In recent years, in fact, the sales of parsley capsules have increased right alongside the consumption of garlic.
We cannot attest to the curative properties of parsley. However, we do know that it does for the palate what many say it does for the body: cleanse and refresh. With its insinuations of camphor and citrus, and its delicate peppery crunch, parsley cuts fat and lends a vigorous zing to almost any dish.
Parsley is the herb of herbs: a hardy, prolific plant that has been growing for thousands of years all over the world. Curly-leaved parsley is a wonderful, attractive garnish with its textured leaves. But the flat-leaved variety often paired with butter, lemon, and garlic has a stronger flavor and is more useful in the kitchen.
How to Plant Parsley Seeds
Parsley is best planted in early spring to the start of summer in free-draining, well-prepared soil. The plant will thrive under full sun or partial shade. Sow the seeds in ½-inch deep trenches. Cover the trench with soil and then water the plot. When the young plants are large enough to handle, thin the seedlings so that they are six inches apart. You should allow around the same distance between rows.

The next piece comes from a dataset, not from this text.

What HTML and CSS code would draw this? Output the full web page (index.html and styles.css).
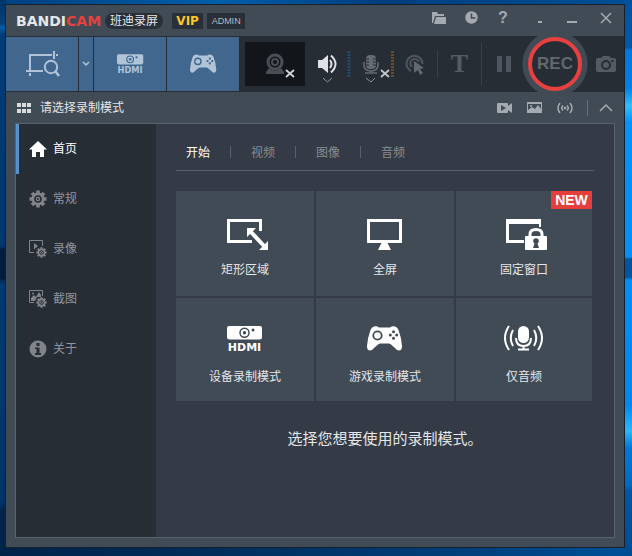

You can grow parsley in containers, as well. Sow the seeds sparsely across a 10-inch pot filled with seed compost. Cover the seeds with a ½ inch layer of compost and water. For best results, situate the container in a cool spot for germination. Make sure the compost does not dry out. You should see the first signs of green within six weeks. Once the seedlings are established, thin them so that the plants are three-quarters of an inch apart.
Care, Maintenance, and Harvesting
Keep the plants well-watered. Parsley demands much water, especially during dry weather. You can enhance the growth of your plants with regular doses of seaweed fertilizer. Be sure to cut back any yellowing foliage.
You can harvest parsley as needed, cutting the stems at the base so that new leaves grow back quickly. Experienced gardeners grow several plants. This allows them to harvest from one plant while another produces new growth.
Without regular pruning, your plants will begin to produce flowers in their second year. You can remove the flowers to extend the cropping life of the plants or you may allow them flower. The latter will permit you to save seeds.
Because it belongs to the carrot family, parsley is prone to some of the pests that affect carrots. These include the carrot fly. Growing the herb alongside garlic or onions will help deter the pest from your parsley beds.